Clearly, if you want lower taxes you can’t have tax reform without first having spending reform.
The Government will soon be commencing a comprehensive Tax White Paper that provides a longer-term considered approach to tax reform.
The Tax White Paper process will examine how our tax system should support future economic growth and improving living standards.
This will include examining the competitiveness of the tax system.
Because we cannot observe the almost complete breakdown of barriers to the flow of global capital and labour and falsely comfort ourselves that we do not need to undertake reform.
Reform must be a constant.
Our Government has re-energised economic policy reform in this country.
The task is underway – we are getting government spending under control, we are investing in productive infrastructure and we are working to improve the competitiveness of our tax system.
We are asking all Australians to contribute to the task of economic reform, to come on the journey with us; to capture the opportunities; and tackle the challenges before us.

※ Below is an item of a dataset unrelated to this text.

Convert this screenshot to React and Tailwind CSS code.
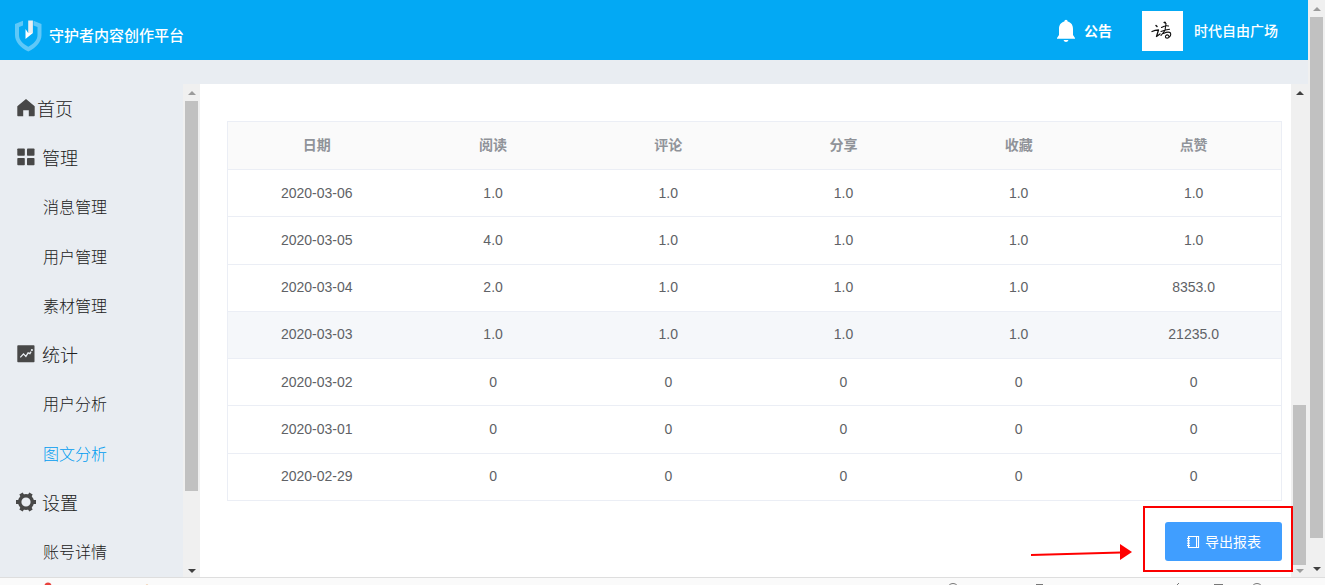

The industry policy of the Australian Labor Party is clear: they want to increase the tax and regulation burden on our industries where we do have a competitive advantage and subsidise those where we don’t.
In contrast, the Government will soon be releasing the details of our National Industry Investment and Competitiveness Agenda.
This Agenda is being developed by the Prime Minister, the Treasurer, Trade and Investment Minister Andrew Robb and Industry Minister Ian Macfarlane.
The Agenda will examine reform options focused on lowering the cost of business, building better economic infrastructure and skilling our workforce.
I know some of the proposals considered have included employee share schemes, and improvements to our intellectual property system and competition policy.
The corporate welfare cheque book is gone because the Labor way of trying to create jobs with government subsidies is simply lazy government.
The Coalition will take the hard road of reform because we know the ultimate dividend of this reform will be a higher standard of living for all Australians in the future.